Task instructions – Copy everything in the listing below word for word, apart from any images.
--- START OF Information provided ---
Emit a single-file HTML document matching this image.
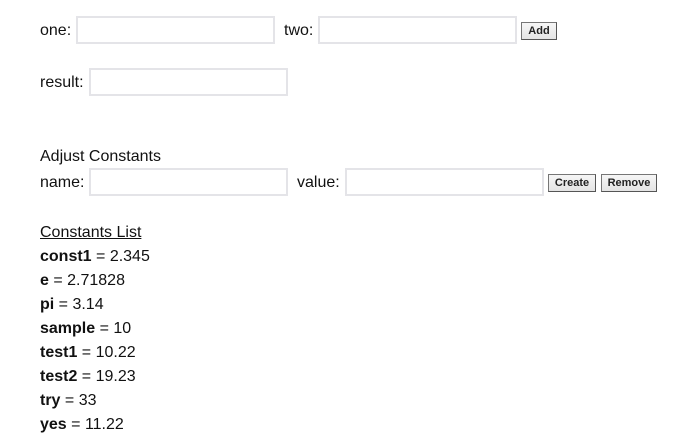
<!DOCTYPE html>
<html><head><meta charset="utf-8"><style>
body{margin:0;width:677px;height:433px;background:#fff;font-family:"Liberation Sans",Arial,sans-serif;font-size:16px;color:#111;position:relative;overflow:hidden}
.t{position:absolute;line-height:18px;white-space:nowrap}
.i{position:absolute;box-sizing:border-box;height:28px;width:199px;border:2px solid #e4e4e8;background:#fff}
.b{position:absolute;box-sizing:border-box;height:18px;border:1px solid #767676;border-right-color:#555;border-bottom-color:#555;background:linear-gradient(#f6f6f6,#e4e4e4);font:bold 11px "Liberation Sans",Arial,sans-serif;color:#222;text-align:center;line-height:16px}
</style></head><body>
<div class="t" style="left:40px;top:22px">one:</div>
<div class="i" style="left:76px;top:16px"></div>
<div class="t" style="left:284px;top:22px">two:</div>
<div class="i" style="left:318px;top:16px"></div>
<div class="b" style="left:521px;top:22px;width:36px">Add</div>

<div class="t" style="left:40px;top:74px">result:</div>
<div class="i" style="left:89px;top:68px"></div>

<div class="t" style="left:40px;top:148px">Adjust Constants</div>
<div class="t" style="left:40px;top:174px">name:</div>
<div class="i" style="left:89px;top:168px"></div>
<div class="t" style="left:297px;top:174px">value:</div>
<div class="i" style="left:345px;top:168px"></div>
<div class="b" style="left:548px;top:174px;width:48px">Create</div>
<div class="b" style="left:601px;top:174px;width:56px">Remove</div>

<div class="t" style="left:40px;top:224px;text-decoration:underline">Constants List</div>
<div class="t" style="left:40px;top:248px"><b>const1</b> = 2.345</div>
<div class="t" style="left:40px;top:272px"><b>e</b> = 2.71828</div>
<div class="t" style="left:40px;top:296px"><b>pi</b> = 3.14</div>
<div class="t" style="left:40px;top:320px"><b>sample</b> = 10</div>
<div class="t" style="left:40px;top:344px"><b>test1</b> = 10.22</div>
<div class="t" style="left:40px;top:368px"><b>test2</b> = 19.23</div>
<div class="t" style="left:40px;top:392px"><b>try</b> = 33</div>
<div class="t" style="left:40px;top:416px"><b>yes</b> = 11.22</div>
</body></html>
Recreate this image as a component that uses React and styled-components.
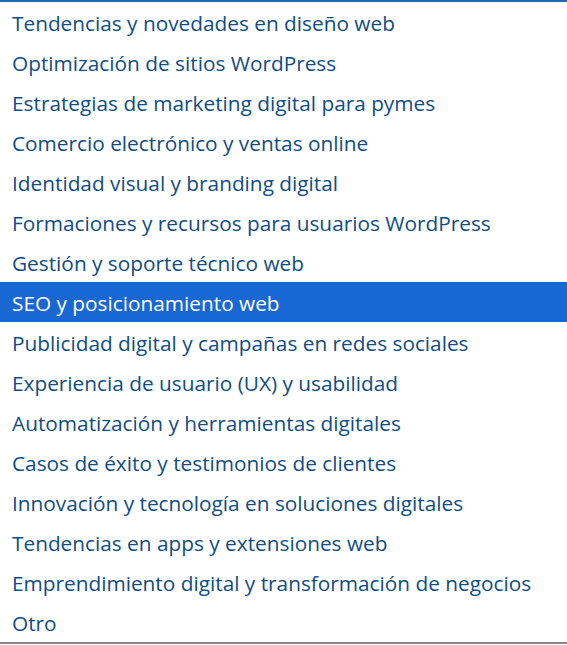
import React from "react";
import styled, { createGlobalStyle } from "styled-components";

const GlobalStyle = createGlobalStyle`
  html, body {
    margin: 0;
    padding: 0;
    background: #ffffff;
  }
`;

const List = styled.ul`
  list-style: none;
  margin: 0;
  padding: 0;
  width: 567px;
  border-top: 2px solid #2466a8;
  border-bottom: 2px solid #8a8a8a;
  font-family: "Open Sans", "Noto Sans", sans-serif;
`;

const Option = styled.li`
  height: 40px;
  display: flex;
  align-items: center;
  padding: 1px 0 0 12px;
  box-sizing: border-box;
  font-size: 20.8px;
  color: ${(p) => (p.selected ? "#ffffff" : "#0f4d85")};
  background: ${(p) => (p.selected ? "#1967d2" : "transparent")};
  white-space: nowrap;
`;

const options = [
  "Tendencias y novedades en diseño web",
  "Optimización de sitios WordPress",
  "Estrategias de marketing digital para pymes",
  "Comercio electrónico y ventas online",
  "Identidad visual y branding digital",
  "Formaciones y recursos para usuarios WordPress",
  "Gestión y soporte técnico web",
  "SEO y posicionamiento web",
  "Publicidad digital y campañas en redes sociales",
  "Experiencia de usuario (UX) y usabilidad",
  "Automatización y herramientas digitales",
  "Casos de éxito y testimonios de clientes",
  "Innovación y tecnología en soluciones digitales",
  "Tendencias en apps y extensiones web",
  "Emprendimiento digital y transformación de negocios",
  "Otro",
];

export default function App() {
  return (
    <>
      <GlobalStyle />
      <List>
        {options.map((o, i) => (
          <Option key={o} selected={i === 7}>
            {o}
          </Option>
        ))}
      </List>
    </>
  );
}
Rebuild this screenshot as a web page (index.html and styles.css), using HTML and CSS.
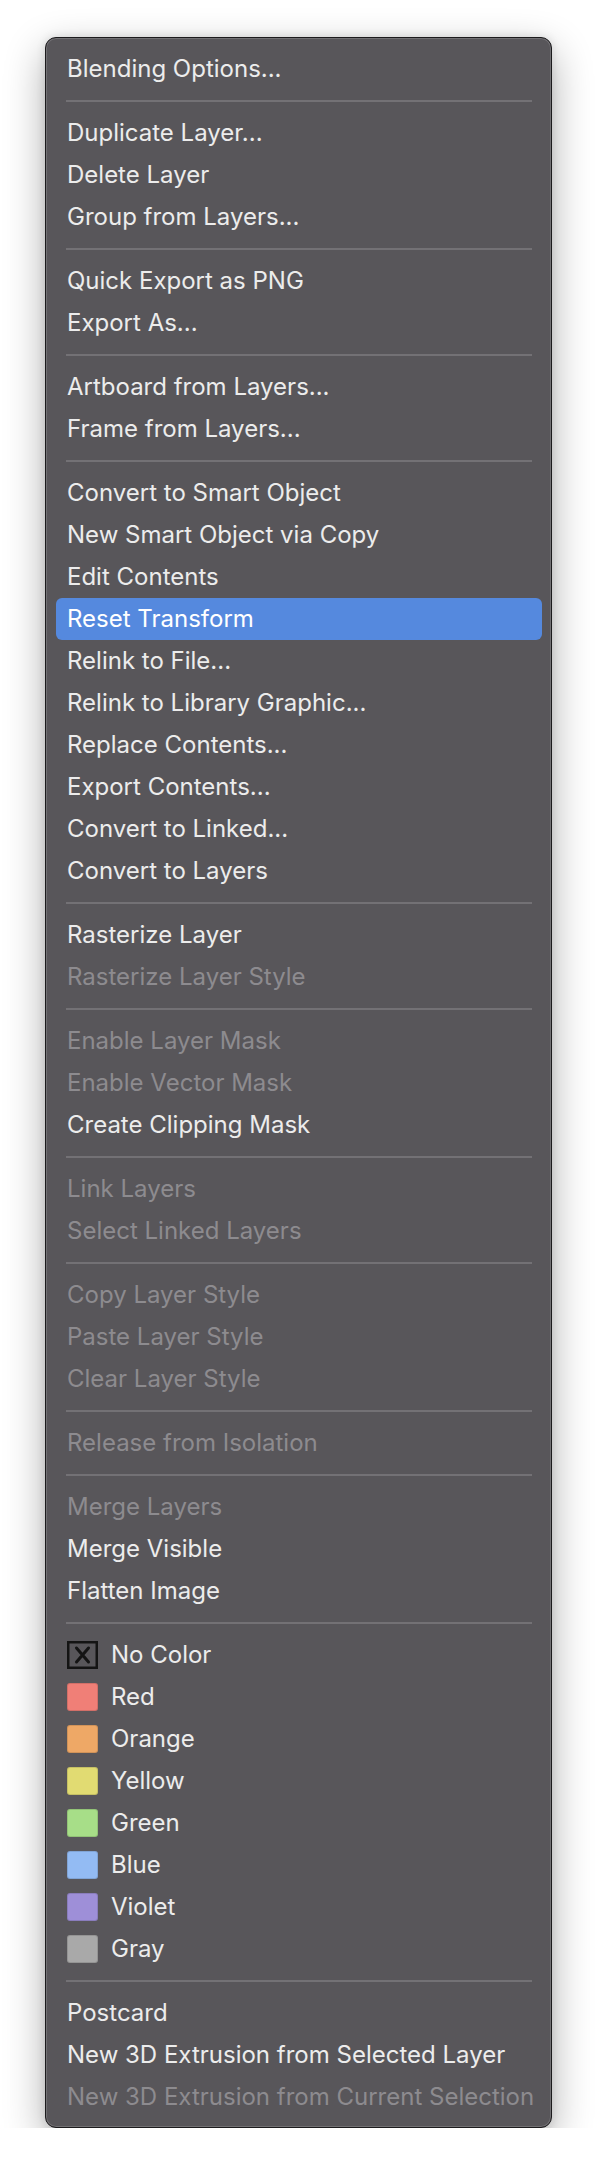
--- END OF Information provided ---
Right answer –
Emit a single-file HTML document matching this image.
<!DOCTYPE html>
<html><head><meta charset="utf-8"><style>
body{margin:0;width:677px;height:433px;background:#fff;font-family:"Liberation Sans",Arial,sans-serif;font-size:16px;color:#111;position:relative;overflow:hidden}
.t{position:absolute;line-height:18px;white-space:nowrap}
.i{position:absolute;box-sizing:border-box;height:28px;width:199px;border:2px solid #e4e4e8;background:#fff}
.b{position:absolute;box-sizing:border-box;height:18px;border:1px solid #767676;border-right-color:#555;border-bottom-color:#555;background:linear-gradient(#f6f6f6,#e4e4e4);font:bold 11px "Liberation Sans",Arial,sans-serif;color:#222;text-align:center;line-height:16px}
</style></head><body>
<div class="t" style="left:40px;top:22px">one:</div>
<div class="i" style="left:76px;top:16px"></div>
<div class="t" style="left:284px;top:22px">two:</div>
<div class="i" style="left:318px;top:16px"></div>
<div class="b" style="left:521px;top:22px;width:36px">Add</div>

<div class="t" style="left:40px;top:74px">result:</div>
<div class="i" style="left:89px;top:68px"></div>

<div class="t" style="left:40px;top:148px">Adjust Constants</div>
<div class="t" style="left:40px;top:174px">name:</div>
<div class="i" style="left:89px;top:168px"></div>
<div class="t" style="left:297px;top:174px">value:</div>
<div class="i" style="left:345px;top:168px"></div>
<div class="b" style="left:548px;top:174px;width:48px">Create</div>
<div class="b" style="left:601px;top:174px;width:56px">Remove</div>

<div class="t" style="left:40px;top:224px;text-decoration:underline">Constants List</div>
<div class="t" style="left:40px;top:248px"><b>const1</b> = 2.345</div>
<div class="t" style="left:40px;top:272px"><b>e</b> = 2.71828</div>
<div class="t" style="left:40px;top:296px"><b>pi</b> = 3.14</div>
<div class="t" style="left:40px;top:320px"><b>sample</b> = 10</div>
<div class="t" style="left:40px;top:344px"><b>test1</b> = 10.22</div>
<div class="t" style="left:40px;top:368px"><b>test2</b> = 19.23</div>
<div class="t" style="left:40px;top:392px"><b>try</b> = 33</div>
<div class="t" style="left:40px;top:416px"><b>yes</b> = 11.22</div>
</body></html>
Recreate this image as a component that uses React and styled-components.
import React from "react";
import styled, { createGlobalStyle } from "styled-components";

const GlobalStyle = createGlobalStyle`
  html, body {
    margin: 0;
    padding: 0;
    background: #ffffff;
  }
`;

const List = styled.ul`
  list-style: none;
  margin: 0;
  padding: 0;
  width: 567px;
  border-top: 2px solid #2466a8;
  border-bottom: 2px solid #8a8a8a;
  font-family: "Open Sans", "Noto Sans", sans-serif;
`;

const Option = styled.li`
  height: 40px;
  display: flex;
  align-items: center;
  padding: 1px 0 0 12px;
  box-sizing: border-box;
  font-size: 20.8px;
  color: ${(p) => (p.selected ? "#ffffff" : "#0f4d85")};
  background: ${(p) => (p.selected ? "#1967d2" : "transparent")};
  white-space: nowrap;
`;

const options = [
  "Tendencias y novedades en diseño web",
  "Optimización de sitios WordPress",
  "Estrategias de marketing digital para pymes",
  "Comercio electrónico y ventas online",
  "Identidad visual y branding digital",
  "Formaciones y recursos para usuarios WordPress",
  "Gestión y soporte técnico web",
  "SEO y posicionamiento web",
  "Publicidad digital y campañas en redes sociales",
  "Experiencia de usuario (UX) y usabilidad",
  "Automatización y herramientas digitales",
  "Casos de éxito y testimonios de clientes",
  "Innovación y tecnología en soluciones digitales",
  "Tendencias en apps y extensiones web",
  "Emprendimiento digital y transformación de negocios",
  "Otro",
];

export default function App() {
  return (
    <>
      <GlobalStyle />
      <List>
        {options.map((o, i) => (
          <Option key={o} selected={i === 7}>
            {o}
          </Option>
        ))}
      </List>
    </>
  );
}
Rebuild this screenshot as a web page (index.html and styles.css), using HTML and CSS.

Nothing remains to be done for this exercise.